The term “processing circuit” is used herein to mean any combination of hardware, firmware, and software, employed to process data or digital signals. Processing circuit hardware may include, for example, application specific integrated circuits (ASICs), general purpose or special purpose central processing units (CPUs), digital signal processors (DSPs), graphics processing units (GPUs), and programmable logic devices such as field programmable gate arrays (FPGAs). In a processing circuit, as used herein, each function is performed either by hardware configured, i.e., hard-wired, to perform that function, or by more general purpose hardware, such as a CPU, configured to execute instructions stored in a non-transitory storage medium. A processing circuit may be fabricated on a single printed circuit board (PCB) or distributed over several interconnected PCBs. A processing circuit may contain other processing circuits; for example, a processing circuit may include two processing circuits, an FPGA and a CPU, interconnected on a PCB.
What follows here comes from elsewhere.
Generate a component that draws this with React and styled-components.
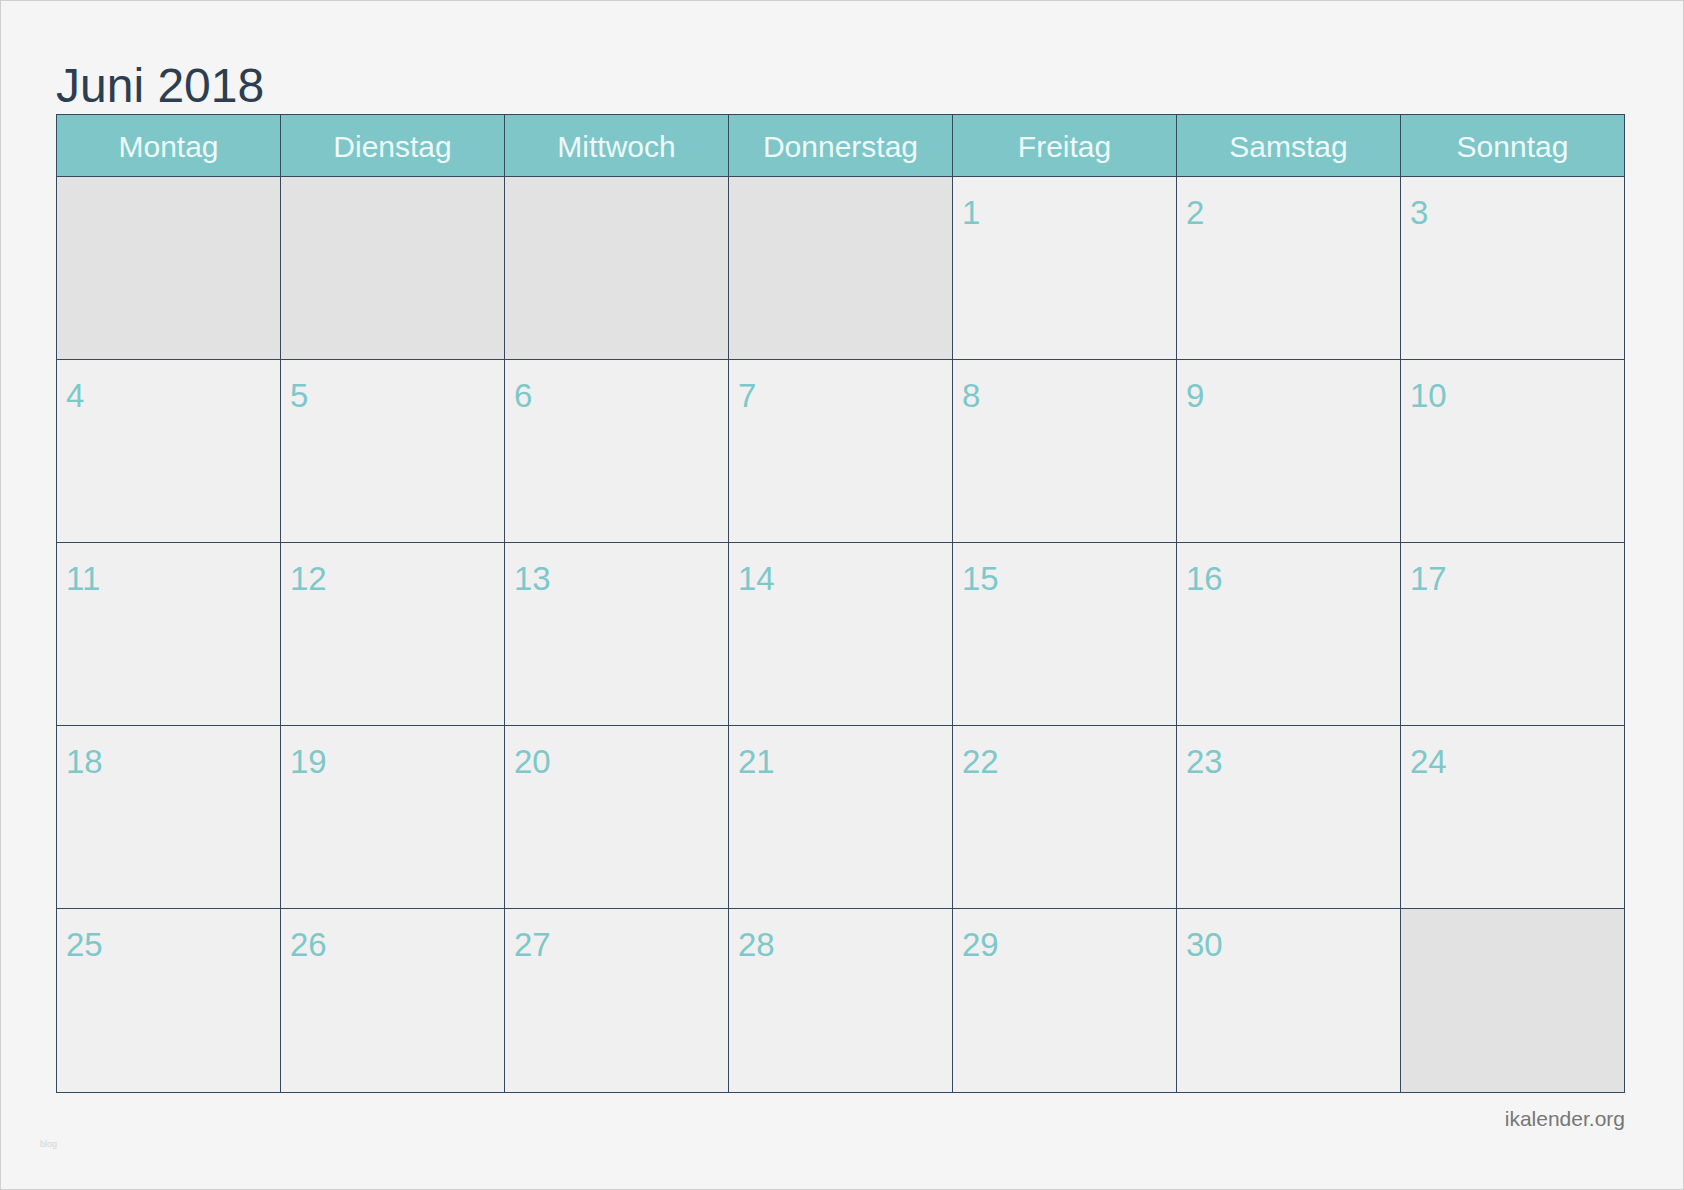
import React from 'react';
import styled, { createGlobalStyle } from 'styled-components';

const GlobalStyle = createGlobalStyle`
  html, body {
    margin: 0;
    padding: 0;
    background: #f5f5f5;
  }
  body {
    font-family: "Liberation Sans", Arial, sans-serif;
  }
`;

const Page = styled.div`
  box-sizing: border-box;
  width: 1684px;
  height: 1190px;
  border: 1px solid #cfcfcf;
  background: #f5f5f5;
  padding-top: 60px;
`;

const Title = styled.h1`
  margin: 0 0 4px 55px;
  font-size: 48px;
  line-height: 49px;
  font-weight: 400;
  color: #2c3e50;
`;

const Grid = styled.div`
  display: grid;
  grid-template-columns: repeat(7, 224px);
  grid-template-rows: 62px repeat(4, 183px) 184px;
  margin-left: 55px;
  width: max-content;
  border-top: 1px solid #34495e;
  border-left: 1px solid #34495e;
`;

const HeadCell = styled.div`
  background: #7ec6c8;
  color: #eefafa;
  font-size: 30px;
  line-height: 61px;
  padding-top: 1px;
  text-align: center;
  border-right: 1px solid #34495e;
  border-bottom: 1px solid #34495e;
`;

const DayCell = styled.div`
  background: ${p => (p.$empty ? '#e2e2e2' : '#f0f0f0')};
  border-right: 1px solid #34495e;
  border-bottom: 1px solid #34495e;
  padding: 19px 0 0 9px;
  color: #7ec8c9;
  font-size: 33px;
  line-height: 33px;
`;

const Footer = styled.div`
  display: flex;
  justify-content: space-between;
  align-items: flex-start;
  padding: 0 58px 0 39px;
  margin-top: 15px;
`;

const Blog = styled.span`
  margin-top: 32px;
  font-size: 9px;
  line-height: 9px;
  color: #d4d4d4;
`;

const Brand = styled.span`
  font-size: 21px;
  line-height: 21px;
  color: #777;
`;

const weekdays = ['Montag', 'Dienstag', 'Mittwoch', 'Donnerstag', 'Freitag', 'Samstag', 'Sonntag'];

// Juni 2018 beginnt an einem Freitag
const days = [
  ...Array(4).fill(null),
  ...Array.from({ length: 30 }, (_, i) => i + 1),
  null,
];

export default function App() {
  return (
    <>
      <GlobalStyle />
      <Page>
        <Title>Juni 2018</Title>
        <Grid>
          {weekdays.map(d => (
            <HeadCell key={d}>{d}</HeadCell>
          ))}
          {days.map((d, i) => (
            <DayCell key={i} $empty={d === null}>
              {d}
            </DayCell>
          ))}
        </Grid>
        <Footer>
          <Blog>blog</Blog>
          <Brand>ikalender.org</Brand>
        </Footer>
      </Page>
    </>
  );
}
Although limited embodiments of a system and method for generating contours in medical imaging scans have been specifically described and illustrated herein, many modifications and variations will be apparent to those skilled in the art. Accordingly, it is to be understood that a system and method for generating contours in medical imaging scans employed according to principles of this invention may be embodied other than as specifically described herein. The invention is also defined in the following claims, and equivalents thereof.